I’ve been with my boyfriend for almost six months now.
At the beginning I couldn’t get enough of sex – it was amazing.
But now it just feels like a routine – it’s the same thing every time.
I initiate it and then I do all the work until he is finished.
We have a good relationship in every other way, but I’m beginning to feel like this is ‘just sex’ and there is no passion or spark between us during it.
I get no foreplay from him, which I’ve told him I like, but it’s never made the blindest bit of difference.
I am happy to please him, but it’s becoming frustrating.
I don’t want to keep harping on about it as I feel I’m pushing him to do things he doesn’t want to do or doesn’t like doing.
I know he loves me, but why won’t he pleasure me? Is he just selfish or being lazy?
I think he’s both.

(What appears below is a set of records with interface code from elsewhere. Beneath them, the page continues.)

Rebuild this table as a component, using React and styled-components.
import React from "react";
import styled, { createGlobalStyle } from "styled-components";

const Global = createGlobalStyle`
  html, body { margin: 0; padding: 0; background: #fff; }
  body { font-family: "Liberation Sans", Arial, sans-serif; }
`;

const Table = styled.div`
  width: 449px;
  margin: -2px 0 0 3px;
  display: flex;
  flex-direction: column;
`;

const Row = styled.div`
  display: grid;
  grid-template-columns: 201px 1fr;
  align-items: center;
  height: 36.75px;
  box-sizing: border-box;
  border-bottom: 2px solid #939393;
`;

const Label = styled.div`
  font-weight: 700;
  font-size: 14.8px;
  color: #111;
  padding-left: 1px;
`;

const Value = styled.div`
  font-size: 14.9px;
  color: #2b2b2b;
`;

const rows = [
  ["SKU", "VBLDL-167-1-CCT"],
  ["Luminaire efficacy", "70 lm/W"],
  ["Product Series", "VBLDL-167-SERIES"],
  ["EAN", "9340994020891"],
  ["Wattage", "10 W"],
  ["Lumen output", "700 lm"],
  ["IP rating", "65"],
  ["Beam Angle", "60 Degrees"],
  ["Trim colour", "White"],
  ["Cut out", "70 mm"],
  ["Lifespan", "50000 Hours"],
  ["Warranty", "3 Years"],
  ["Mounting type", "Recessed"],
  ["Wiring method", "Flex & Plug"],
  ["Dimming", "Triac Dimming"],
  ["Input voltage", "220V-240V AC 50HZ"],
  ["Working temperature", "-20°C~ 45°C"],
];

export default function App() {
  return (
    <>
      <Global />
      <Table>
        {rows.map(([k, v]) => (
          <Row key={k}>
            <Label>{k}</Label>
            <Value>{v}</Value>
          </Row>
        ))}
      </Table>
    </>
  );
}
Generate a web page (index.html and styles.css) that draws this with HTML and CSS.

He can’t be bothered making any effort to please you – he just wants to get his rocks off.
So stop being so eager to please him.
Stop ‘harping on’, as you put it, but the next time he’s interested in having sex, just say you don’t want to do it.
And when he asks why not, say you’re not turned on and he does nothing to make you feel sexy.
The trouble is, if you keep giving in to him in bed, he has no reason to make the effort to change.
If you make your point and he still doesn’t try to pleasure you, then you need to think seriously about whether the relationship can last.
It’s important to be sexually compatible and if you’re already hitting problems six months in, imagine what it could be like six years down the line.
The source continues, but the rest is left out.